You probably already have a vision for a new product. You've looked and needs and wants and you've got a solution you want to offer customers. The unseasoned marketer will now create the product and offer it to customers, something you might call the sink or swim method. But since 9 out of 10 products sink using this method, I'm going to suggest you do the following instead:
1. Go talk to the people who you believe are potential users for your product. Your goal is to see if there is a direct match between your product vision and what people want.
2. If you're finding out there isn't a match, you make one of two changes. Either you change your product to what these particular customers do want, or you find a different segment of the market that does want what you are planning to offer.
3. Your goal is to understand the problem your product is addressing. Ask people how they handle this problem now and if they perceive it as being a an important issue for them. Forget yes and no type questions.
Instead, ask open ended questions such as,
“If you could change anything about the way you deal with this problem, what would it be?”
“How do you currently solve this problem?”
“Can you describe the problem in your own words?”
“Have you tried other solutions? What happened?”
“What do you wish you could do to solve this problem?”
“Tell me about the last time you had this problem.”
“How much does this problem cost you?”
NOTE: Don't ask hypothetical questions because they won't be relevant or helpful. Don't ask for features, don't try to convince or sell and don't try to solve their problem. For example, don't ask:
“Do you like this idea?”
“Would you buy this?”
“How much would you pay for this?”
4. Adjust accordingly. You might uncover an even larger, more pressing problem that you can solve for these customers. Don't be afraid to discard a good idea for a great idea. In other words, don't chase after crumbs if turning in another direction will provide a feast.

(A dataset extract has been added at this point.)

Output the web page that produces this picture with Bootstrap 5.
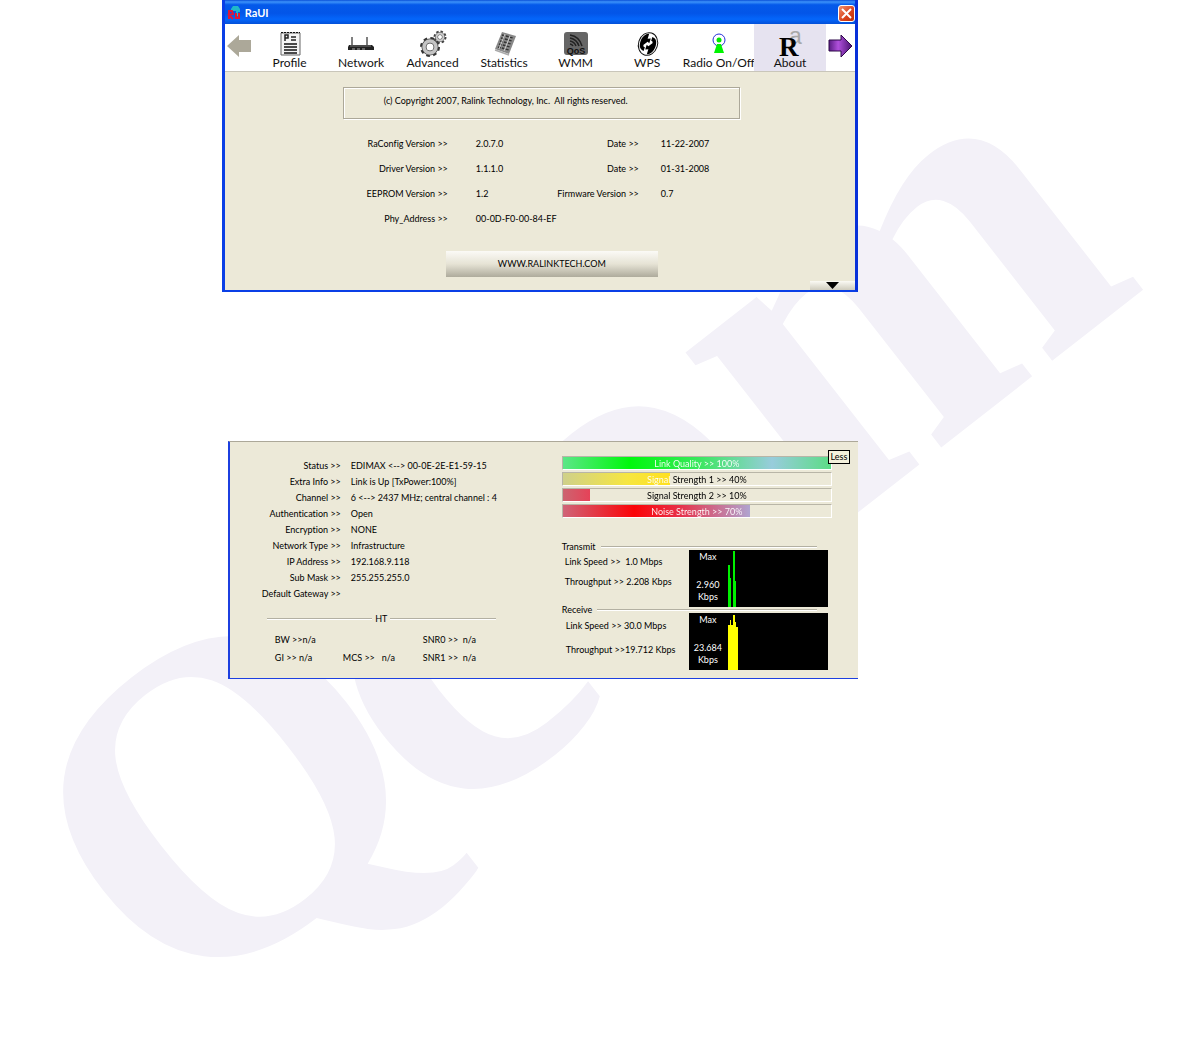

5. Build, Measure and Learn, but not necessarily in that order. Figure out what you need to learn. For example, will people use your XYZ service if it's free. Then figure out how to measure that. In this case, you can track sign-ups for a beta service you will be introducing. Then you decide what you need to build. And in this case, all you need is a landing page to sign people up, with either a description or a video showing what your service will do.